IMP is an outgrowth of NPM, with data stored in a RAM to speed up database performance by enabling the data to be accessed from the chip’s memory bus rather than from traditional storage units, making the process faster and more energy efficient. Fueling the use of IMP will be the rise of non-volatile memory (NVM) technologies – including spin torque transfer RAM (STT RAM), phase-change memory (PCM) and restive RAM (RRAM) – which have been developed by such established vendors Micron, Samsung, Intel, Toshiba, Sandisk and Sony. However, there have been challenges to getting the NVMs into current systems to replace current DRAM or Flash, the researchers wrote. It’s not easy to get the NVMs to mesh with main memory or persistent storage in such areas as cost, latency or retention, it’s costly for vendors to revamp their manufacturing facilities to make the NVMs and users tend to want to stay with DRAM and Flash rather than make the switch. Driving adoption of NVMs will mean creating new usage models, and IMP is a key one. “We believe that the emerging NVMs will become an enabling technology for IMP,” they wrote.

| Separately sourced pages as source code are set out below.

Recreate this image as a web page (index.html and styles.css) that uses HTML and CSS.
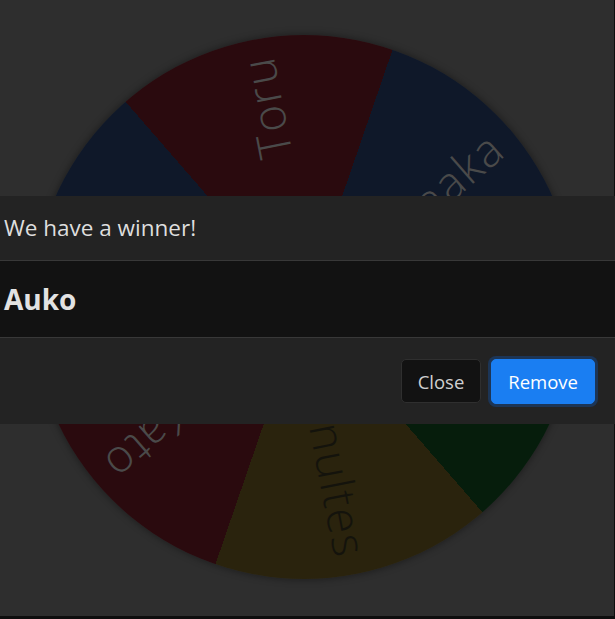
FILE: index.html
```html
<!DOCTYPE html>
<html lang="en">
<head>
<meta charset="utf-8">
<title>Wheel</title>
<link rel="stylesheet" href="styles.css">
</head>
<body>
<div class="page">
  <div class="wheel">
    <div class="label on-dark seg1">Toru</div>
    <div class="label on-dark seg2">Tanaka</div>
    <div class="label on-dark seg3">Auko</div>
    <div class="label on-light seg4">Minultes</div>
    <div class="label on-dark seg5">Kato</div>
    <div class="label on-dark seg6">Emi</div>
  </div>
</div>
<div class="modal">
  <div class="modal-header">
    <h5 class="modal-title">We have a winner!</h5>
  </div>
  <div class="modal-body">
    <h2 class="winner">Auko</h2>
  </div>
  <div class="modal-footer">
    <button class="btn btn-close">Close</button>
    <button class="btn btn-remove">Remove</button>
  </div>
</div>
</body>
</html>
```

FILE: styles.css
```css
html {
  background: #0e0e0e;
}
body {
  margin: 0;
  font-family: "Open Sans", "Noto Sans", sans-serif;
}
.page {
  width: 614px;
  height: 616px;
  background: #2e2e2e;
  overflow: hidden;
  padding-top: 35px;
  box-sizing: border-box;
}
.wheel {
  position: relative;
  width: 544px;
  height: 544px;
  margin-left: 32px;
  border-radius: 50%;
  overflow: hidden;
  box-shadow: 0 0 7px 1px rgba(0, 0, 0, 0.35);
  background: conic-gradient(from -41deg,
    #2a0a0e 0deg 60deg,
    #0f1829 60deg 120deg,
    #061d0c 120deg 180deg,
    #2a230d 180deg 240deg,
    #2a0a0e 240deg 300deg,
    #0f1829 300deg 360deg);
}
.label {
  position: absolute;
  left: 50%;
  top: 50%;
  width: 254px;
  height: 60px;
  margin-top: -30px;
  line-height: 60px;
  text-align: right;
  transform-origin: 0 50%;
  font-family: "Open Sans", sans-serif;
  font-weight: 300;
  font-size: 46px;
  letter-spacing: 1.5px;
  white-space: nowrap;
}
.on-dark { color: #4a4a4a; }
.on-light { color: #14130c; }
.seg1 { transform: rotate(-101deg); }
.seg2 { transform: rotate(-41deg); }
.seg3 { transform: rotate(19deg); }
.seg4 { transform: rotate(79deg); }
.seg5 { transform: rotate(139deg); }
.seg6 { transform: rotate(199deg); }

.modal {
  position: fixed;
  left: 0;
  right: 0;
  top: 196px;
  color: #dedede;
}
.modal-header {
  background: #232323;
  padding: 16px 4px;
  border-bottom: 1px solid #383838;
}
.modal-title {
  margin: 0;
  font-size: 22.5px;
  font-weight: 400;
  line-height: 32px;
}
.modal-body {
  background: #121212;
  padding: 16px 4px;
  border-bottom: 1px solid #383838;
}
.winner {
  margin: 0;
  font-size: 28px;
  font-weight: 700;
  line-height: 44px;
  color: #e2e2e2;
}
.modal-footer {
  background: #232323;
  height: 86px;
  padding: 0 20px 0 0;
  display: flex;
  align-items: center;
  justify-content: flex-end;
  gap: 10px;
}
.btn {
  font-family: "Open Sans", sans-serif;
  font-size: 18.5px;
  height: 45px;
  padding: 0 16px;
  border-radius: 5px;
  border: 1px solid transparent;
  cursor: pointer;
}
.btn-close {
  background: #121212;
  border-color: #2f2f2f;
  color: #cfcfcf;
  height: 44px;
}
.btn-remove {
  background: #1a7ef2;
  border-color: #1a7ef2;
  color: #ffffff;
  box-shadow: 0 0 0 3px #1c3556;
}
```
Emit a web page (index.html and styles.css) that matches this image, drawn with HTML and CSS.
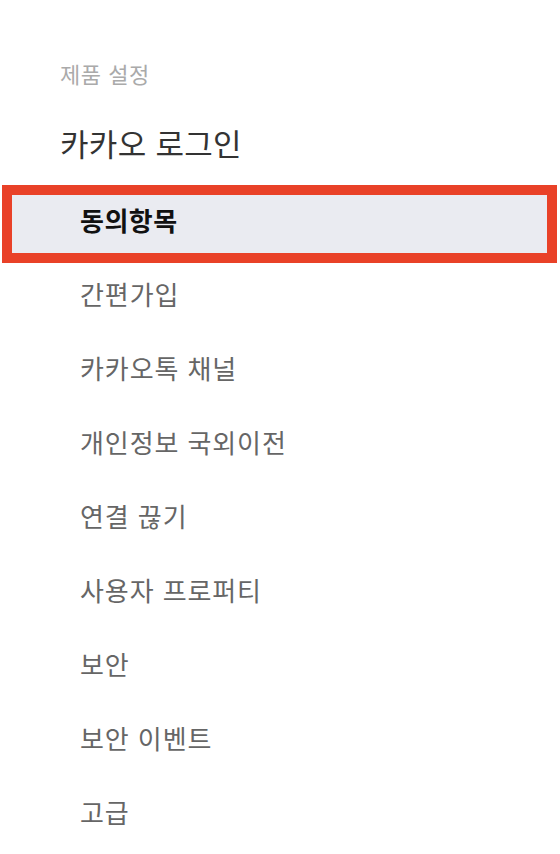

The new architectures include using the RRAM crossbar design to speed up matrix multiplication, which is used in such applications as machine learning and optimization, and neuromorphic systems, which aim to create computers that mimic the human brain. Another type of architecture is “associative processor (AP), also known as nonvolatile Content addressable memory (nv-CAM) or Ternary content addressable memory (nv-TCAM), which supports associative search to locate data records by content rather than address.” The researchers developed a reconfigurable in-memory architecture that is similar to FPGAs but also provides flexible on-chip storage and routing resources as well as enhanced hardware security. It can be used for pure data storage, pure compute or anything in between, blurring “the boundary between computation and storage. We believe it may open up rich research opportunities in driving new reconfigurable architecture, design tools, and developing new data-intensive applications, which were not generally considered to be suitable for FPGA-like accelerations.”
While adoption of NMP will be easier than IMP, both are facing challenges in areas such as virtual memory support and compatibility with modern programming models, which will call for greater collaboration among systems engineers, IC designers and others, they said.